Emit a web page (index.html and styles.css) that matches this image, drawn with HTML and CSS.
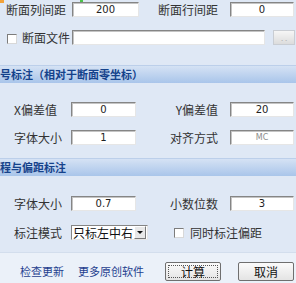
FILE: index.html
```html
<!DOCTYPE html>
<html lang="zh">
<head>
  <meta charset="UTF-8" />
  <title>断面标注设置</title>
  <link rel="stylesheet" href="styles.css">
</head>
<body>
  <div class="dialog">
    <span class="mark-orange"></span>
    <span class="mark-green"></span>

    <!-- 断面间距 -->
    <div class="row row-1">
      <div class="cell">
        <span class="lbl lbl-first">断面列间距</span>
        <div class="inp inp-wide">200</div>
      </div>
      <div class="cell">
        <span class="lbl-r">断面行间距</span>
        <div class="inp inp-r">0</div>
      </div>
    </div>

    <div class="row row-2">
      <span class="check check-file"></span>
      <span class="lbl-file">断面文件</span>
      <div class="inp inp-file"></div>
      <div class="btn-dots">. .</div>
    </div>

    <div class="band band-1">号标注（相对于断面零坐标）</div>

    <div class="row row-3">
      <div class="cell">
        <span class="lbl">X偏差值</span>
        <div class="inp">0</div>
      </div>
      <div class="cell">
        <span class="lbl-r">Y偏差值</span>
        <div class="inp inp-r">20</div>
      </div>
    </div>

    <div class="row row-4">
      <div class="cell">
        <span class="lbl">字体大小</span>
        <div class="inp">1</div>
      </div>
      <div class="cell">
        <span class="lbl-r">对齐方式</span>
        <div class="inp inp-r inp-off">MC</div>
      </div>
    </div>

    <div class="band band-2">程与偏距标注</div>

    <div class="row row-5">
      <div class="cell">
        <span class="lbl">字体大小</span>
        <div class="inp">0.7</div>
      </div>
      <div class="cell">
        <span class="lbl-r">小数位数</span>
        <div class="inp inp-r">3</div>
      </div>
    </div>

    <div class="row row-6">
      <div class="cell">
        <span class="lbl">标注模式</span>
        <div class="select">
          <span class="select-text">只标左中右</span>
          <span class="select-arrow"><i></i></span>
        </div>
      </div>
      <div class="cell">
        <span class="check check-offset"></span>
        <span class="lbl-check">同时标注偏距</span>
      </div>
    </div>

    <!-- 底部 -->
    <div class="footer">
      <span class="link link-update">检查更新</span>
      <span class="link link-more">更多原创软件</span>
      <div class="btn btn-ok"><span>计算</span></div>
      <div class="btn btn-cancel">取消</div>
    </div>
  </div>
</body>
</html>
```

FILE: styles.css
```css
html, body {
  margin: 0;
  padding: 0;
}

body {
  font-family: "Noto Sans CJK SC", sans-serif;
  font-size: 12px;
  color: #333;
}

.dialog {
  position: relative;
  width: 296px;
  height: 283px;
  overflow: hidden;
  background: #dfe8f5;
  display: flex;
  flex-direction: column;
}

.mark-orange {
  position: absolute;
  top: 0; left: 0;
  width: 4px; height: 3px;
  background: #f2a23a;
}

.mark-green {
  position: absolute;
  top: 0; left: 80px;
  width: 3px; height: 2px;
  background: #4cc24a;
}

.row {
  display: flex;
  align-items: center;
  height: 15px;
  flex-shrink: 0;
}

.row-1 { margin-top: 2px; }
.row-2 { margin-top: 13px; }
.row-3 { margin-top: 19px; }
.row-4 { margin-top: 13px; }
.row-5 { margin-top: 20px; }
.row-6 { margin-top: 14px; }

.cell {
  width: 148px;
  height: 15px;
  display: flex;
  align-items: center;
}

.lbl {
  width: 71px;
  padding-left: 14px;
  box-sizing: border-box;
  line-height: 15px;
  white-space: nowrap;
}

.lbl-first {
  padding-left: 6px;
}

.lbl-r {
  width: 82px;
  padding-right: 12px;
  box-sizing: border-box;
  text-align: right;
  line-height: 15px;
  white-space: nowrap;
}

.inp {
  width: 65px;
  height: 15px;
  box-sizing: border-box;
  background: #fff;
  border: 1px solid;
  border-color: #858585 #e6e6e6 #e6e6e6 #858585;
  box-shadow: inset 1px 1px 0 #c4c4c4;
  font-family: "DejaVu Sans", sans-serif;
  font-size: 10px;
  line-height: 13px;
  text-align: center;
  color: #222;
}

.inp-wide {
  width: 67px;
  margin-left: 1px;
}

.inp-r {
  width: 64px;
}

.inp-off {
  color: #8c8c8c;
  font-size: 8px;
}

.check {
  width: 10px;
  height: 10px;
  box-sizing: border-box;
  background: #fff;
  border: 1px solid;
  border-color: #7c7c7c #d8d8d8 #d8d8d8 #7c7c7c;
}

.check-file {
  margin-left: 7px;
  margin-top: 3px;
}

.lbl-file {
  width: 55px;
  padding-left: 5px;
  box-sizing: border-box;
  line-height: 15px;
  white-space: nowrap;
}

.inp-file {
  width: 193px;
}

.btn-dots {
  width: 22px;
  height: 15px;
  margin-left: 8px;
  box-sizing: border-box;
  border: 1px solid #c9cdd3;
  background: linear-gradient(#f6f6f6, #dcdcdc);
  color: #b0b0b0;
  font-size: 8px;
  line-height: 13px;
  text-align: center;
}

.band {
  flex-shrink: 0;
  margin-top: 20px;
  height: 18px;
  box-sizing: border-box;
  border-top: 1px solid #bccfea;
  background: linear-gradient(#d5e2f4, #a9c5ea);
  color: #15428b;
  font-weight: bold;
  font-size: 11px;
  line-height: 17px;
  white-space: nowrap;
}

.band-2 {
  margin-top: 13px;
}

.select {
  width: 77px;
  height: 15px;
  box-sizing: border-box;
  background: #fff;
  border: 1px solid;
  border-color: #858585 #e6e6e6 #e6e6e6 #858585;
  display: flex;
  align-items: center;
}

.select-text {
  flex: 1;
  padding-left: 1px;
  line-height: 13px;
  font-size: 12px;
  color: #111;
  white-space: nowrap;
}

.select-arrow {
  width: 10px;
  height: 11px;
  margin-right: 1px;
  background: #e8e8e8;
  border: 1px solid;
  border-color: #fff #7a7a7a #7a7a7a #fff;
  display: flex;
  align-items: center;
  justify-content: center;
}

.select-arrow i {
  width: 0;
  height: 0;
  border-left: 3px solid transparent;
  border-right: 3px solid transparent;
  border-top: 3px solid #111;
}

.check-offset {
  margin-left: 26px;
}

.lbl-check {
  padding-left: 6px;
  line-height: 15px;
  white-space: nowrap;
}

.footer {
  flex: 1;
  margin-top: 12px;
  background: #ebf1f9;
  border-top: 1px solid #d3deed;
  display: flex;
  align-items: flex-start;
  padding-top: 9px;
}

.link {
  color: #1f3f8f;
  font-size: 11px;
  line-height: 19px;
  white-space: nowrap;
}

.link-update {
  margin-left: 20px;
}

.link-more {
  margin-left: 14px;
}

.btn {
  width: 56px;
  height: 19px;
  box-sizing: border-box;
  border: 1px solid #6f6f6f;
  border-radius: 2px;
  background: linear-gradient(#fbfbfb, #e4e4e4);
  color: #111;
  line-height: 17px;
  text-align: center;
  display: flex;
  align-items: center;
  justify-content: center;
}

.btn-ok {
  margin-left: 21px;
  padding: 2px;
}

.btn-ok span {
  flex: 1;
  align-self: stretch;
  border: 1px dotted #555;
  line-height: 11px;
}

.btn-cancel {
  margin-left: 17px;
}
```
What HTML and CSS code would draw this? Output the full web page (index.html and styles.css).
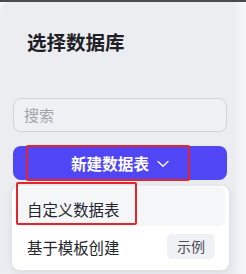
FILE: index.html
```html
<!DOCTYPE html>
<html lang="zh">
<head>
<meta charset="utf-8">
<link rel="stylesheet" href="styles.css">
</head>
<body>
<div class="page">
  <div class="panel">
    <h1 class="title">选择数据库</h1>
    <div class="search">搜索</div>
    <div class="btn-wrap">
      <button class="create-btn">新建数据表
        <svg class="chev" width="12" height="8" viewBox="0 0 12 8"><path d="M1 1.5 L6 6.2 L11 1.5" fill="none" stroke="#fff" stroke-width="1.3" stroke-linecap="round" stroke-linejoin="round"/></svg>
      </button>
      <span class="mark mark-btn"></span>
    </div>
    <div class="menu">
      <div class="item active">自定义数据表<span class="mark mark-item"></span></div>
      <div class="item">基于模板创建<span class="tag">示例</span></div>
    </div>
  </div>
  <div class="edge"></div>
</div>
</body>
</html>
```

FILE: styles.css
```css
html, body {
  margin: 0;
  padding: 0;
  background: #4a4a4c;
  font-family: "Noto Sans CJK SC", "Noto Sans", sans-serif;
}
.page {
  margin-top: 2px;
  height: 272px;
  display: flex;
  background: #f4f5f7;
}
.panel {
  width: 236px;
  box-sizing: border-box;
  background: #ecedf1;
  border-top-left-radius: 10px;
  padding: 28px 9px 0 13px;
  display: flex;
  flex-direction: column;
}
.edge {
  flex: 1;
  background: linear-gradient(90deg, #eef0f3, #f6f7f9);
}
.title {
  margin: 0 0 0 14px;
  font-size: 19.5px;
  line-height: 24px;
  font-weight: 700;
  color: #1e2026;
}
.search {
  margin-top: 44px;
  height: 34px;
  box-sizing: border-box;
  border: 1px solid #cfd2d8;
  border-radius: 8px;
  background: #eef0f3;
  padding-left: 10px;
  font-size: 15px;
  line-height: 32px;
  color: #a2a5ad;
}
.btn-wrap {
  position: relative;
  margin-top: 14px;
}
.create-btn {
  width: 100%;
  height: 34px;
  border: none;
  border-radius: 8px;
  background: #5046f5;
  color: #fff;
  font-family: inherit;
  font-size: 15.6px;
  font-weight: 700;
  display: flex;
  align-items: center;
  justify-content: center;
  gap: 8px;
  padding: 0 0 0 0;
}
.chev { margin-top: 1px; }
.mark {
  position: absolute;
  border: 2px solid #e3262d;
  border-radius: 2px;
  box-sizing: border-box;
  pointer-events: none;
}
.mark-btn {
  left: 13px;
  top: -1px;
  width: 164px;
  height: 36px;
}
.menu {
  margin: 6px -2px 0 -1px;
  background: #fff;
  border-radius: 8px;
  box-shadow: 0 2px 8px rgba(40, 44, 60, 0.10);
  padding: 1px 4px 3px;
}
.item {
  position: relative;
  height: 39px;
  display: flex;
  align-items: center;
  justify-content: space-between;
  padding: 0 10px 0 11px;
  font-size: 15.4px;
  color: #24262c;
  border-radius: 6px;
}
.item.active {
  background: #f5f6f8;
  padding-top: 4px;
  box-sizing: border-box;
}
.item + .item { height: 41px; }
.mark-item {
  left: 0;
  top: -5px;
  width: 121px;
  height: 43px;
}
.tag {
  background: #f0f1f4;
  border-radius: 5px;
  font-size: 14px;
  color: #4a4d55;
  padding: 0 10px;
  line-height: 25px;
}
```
○ ○ ○
**Instruction:** Set out every line from the material that contains the string "index".

**Response to this task:**
Emit a web page (index.html and styles.css) that matches this image, drawn with HTML and CSS.
FILE: index.html
What HTML and CSS code would draw this? Output the full web page (index.html and styles.css).
FILE: index.html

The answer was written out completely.